Second only to light from natural sources, we are exposed to artificial light sources in our daily activities. The widespread application of artificial lighting everywhere we go with longer working hours in the office, has drastically increased our exposure to the effects of artificial ‘daylight’ lighting at night-time. In particular, newer emerging LED technology has higher blue-light content over traditional incandescent and fluorescent, especially with Correlated Colour Temperatures (CCT) ≥ 5000˚K. For example, 5000˚K to 5500˚K appears similar to noon daylight.
Artificial light can vary from warm colours to cool colours depending on the light source colour temperature. It is fairly well established that warm-CCT light at night encourages melatonin production in humans and induces sleep and a restful night. On the other hand, blue-rich cooler-CCT lighting in the morning suppresses melatonin and leads to alertness and increased productivity.
Exposure to blue-rich cooler-CCT lighting during the circadian night has been shown to increase alertness as the melanopsin photoreceptors are sensitive to a range of wavelengths and reach peak light absorption at blue light wavelengths around 480nm. Previous studies have shown that blue light, which peaks close to the spectral sensitivity of the circadian system, can have night-time alerting effects on humans.
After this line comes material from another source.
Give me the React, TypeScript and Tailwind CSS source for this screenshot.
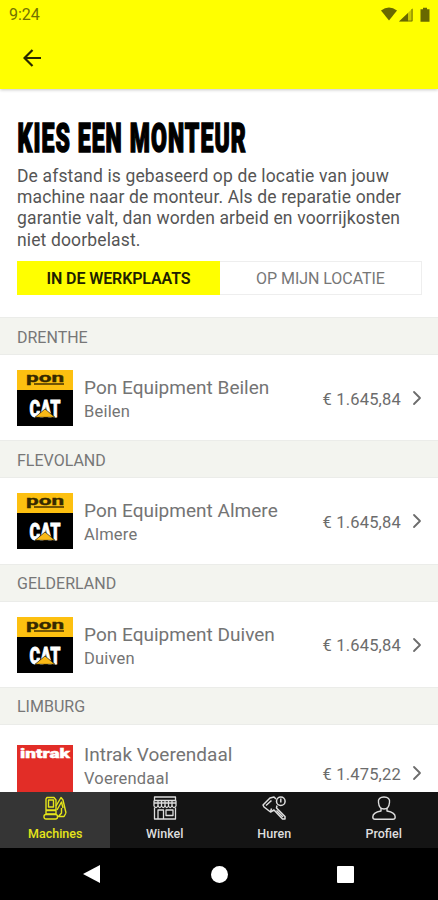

Research has established a functional relationship between nocturnal blue light exposure and alertness and shown that this light can affect biomarkers, performance and subjective sleepiness.
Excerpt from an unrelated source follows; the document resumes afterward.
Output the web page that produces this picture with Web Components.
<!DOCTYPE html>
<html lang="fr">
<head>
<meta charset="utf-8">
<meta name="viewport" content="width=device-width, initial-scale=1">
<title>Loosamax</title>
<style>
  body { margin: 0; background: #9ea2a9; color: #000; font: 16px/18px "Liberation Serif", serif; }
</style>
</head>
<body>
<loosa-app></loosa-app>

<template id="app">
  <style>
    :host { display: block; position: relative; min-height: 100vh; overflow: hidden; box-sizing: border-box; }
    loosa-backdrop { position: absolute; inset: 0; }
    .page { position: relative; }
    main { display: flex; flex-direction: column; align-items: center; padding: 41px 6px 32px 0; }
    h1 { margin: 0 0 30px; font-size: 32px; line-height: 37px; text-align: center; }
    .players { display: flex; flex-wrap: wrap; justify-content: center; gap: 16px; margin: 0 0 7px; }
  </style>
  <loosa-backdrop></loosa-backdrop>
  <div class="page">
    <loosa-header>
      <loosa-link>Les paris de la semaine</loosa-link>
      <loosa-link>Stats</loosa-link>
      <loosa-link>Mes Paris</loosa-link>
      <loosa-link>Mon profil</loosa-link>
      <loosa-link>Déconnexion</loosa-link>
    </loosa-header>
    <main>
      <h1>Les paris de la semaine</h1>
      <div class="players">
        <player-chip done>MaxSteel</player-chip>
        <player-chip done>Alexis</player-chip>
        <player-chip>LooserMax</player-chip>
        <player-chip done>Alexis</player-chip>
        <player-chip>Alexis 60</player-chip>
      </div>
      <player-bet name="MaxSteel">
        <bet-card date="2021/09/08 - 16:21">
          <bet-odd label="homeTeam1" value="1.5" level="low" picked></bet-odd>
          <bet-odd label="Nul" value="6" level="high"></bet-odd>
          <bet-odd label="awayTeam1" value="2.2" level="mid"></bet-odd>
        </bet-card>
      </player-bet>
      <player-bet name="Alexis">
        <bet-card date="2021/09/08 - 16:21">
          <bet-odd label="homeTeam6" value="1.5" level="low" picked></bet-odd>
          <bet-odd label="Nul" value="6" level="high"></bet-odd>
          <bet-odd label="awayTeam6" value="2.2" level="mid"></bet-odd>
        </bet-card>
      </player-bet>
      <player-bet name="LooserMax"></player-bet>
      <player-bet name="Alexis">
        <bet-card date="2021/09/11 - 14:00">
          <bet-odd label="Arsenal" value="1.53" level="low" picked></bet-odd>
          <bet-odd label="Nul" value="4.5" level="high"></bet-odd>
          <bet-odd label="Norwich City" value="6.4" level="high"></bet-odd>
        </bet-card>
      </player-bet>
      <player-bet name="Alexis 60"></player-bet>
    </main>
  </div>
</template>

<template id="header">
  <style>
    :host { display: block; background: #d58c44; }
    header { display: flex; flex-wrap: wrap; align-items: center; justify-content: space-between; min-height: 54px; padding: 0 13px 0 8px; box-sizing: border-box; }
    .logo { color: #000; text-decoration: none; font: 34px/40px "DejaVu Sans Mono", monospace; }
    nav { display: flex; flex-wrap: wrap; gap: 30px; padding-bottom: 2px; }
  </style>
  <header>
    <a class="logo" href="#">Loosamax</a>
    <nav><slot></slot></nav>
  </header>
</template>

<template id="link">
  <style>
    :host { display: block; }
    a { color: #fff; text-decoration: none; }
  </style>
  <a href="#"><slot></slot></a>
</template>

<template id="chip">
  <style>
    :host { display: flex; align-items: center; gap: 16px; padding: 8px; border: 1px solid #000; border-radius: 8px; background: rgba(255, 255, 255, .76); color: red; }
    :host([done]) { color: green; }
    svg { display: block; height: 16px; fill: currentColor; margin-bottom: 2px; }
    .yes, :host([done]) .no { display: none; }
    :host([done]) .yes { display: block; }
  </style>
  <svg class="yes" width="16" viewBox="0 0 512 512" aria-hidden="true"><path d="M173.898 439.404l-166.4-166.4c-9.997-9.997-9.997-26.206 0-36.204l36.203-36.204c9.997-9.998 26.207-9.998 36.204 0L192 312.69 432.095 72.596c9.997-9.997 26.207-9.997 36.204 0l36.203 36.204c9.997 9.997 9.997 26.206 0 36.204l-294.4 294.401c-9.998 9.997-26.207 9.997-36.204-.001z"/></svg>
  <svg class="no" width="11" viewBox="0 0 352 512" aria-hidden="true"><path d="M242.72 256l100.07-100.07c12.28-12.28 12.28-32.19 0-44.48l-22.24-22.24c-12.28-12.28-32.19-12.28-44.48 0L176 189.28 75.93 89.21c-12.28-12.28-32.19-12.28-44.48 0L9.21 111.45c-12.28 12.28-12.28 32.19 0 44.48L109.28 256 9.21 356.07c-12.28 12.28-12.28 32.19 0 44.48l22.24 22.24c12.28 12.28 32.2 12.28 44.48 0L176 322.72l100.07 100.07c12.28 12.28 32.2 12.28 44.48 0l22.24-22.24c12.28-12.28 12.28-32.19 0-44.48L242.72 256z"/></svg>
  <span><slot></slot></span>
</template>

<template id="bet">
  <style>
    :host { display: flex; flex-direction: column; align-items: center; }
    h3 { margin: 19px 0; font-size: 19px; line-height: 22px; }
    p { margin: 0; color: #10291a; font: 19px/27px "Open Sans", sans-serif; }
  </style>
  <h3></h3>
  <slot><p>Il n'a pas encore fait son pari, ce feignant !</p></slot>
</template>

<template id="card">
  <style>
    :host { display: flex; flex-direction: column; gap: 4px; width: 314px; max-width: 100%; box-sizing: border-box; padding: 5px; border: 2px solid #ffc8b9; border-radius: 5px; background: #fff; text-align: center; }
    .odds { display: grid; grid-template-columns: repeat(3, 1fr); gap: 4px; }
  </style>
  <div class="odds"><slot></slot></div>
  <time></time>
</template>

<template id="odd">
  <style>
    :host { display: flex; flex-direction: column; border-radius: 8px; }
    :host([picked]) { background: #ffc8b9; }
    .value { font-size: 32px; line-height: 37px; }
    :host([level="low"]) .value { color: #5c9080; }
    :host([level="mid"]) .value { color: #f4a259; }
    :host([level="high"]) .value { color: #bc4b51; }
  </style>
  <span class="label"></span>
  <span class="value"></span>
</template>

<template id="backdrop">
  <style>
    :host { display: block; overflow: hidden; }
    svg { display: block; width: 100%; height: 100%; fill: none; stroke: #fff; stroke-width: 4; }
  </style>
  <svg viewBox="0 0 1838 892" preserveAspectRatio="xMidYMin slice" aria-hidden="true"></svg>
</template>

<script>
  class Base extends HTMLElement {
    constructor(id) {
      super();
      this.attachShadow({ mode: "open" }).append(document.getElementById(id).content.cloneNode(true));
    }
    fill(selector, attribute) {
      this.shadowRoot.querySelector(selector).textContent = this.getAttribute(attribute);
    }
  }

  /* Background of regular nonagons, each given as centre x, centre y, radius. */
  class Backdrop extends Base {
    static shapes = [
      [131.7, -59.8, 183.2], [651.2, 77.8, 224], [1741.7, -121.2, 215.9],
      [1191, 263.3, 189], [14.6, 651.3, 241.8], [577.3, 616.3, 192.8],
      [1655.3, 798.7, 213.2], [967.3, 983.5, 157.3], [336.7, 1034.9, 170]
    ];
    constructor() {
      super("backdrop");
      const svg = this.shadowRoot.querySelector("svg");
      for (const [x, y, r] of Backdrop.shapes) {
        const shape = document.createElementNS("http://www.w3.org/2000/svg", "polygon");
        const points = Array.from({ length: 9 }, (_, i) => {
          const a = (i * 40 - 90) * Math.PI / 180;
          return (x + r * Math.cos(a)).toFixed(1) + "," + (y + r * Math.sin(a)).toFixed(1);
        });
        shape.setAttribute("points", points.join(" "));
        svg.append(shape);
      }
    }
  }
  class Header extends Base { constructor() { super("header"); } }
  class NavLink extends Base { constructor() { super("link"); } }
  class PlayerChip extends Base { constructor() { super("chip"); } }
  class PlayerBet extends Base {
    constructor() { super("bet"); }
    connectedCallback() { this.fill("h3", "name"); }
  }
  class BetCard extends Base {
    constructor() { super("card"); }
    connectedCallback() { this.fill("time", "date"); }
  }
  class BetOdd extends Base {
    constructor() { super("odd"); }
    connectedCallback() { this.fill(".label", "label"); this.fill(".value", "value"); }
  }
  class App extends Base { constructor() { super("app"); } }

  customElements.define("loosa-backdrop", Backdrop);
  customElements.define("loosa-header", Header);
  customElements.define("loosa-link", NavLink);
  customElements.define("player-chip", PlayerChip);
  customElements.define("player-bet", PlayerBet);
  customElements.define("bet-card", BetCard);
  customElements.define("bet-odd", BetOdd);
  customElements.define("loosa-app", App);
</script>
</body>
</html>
The Eschenbach lamp has been designed to match the circadian cycle via a ‘tunable light engine’ to produce cool-CCT and warm-CCT light at different times of the day and night. Additionally, reducing ‘power per unit area per unit wavelength’ of the illumination of the short-wavelength blue light of the lamp's LED light source. The benefit is that, at night-time if really needed, the person can use artificial daylight (cool-CCT light) for reading as the amount of blue light contribution is considerably suppressed, which may help to reduce the trigger of night-time alerting effects and sleep loss. When reading, daylight provides much better contrast for seeing details over warm-CCT light but for general use it is always much better to use warm-CCT light at night-time.
This technology protects both normal healthy eyes and low vision eyes from glare and potential damage to the retina against sustained close proximity of the eye to the lamp light source. The benefits are particularly ideal for people who spend long regular hours using close proximity lighting for reading/inspection work or who have low vision conditions such as age related macular degeneration which is a degenerative disease of the retina that causes progressive loss of vision in the centre of the eye.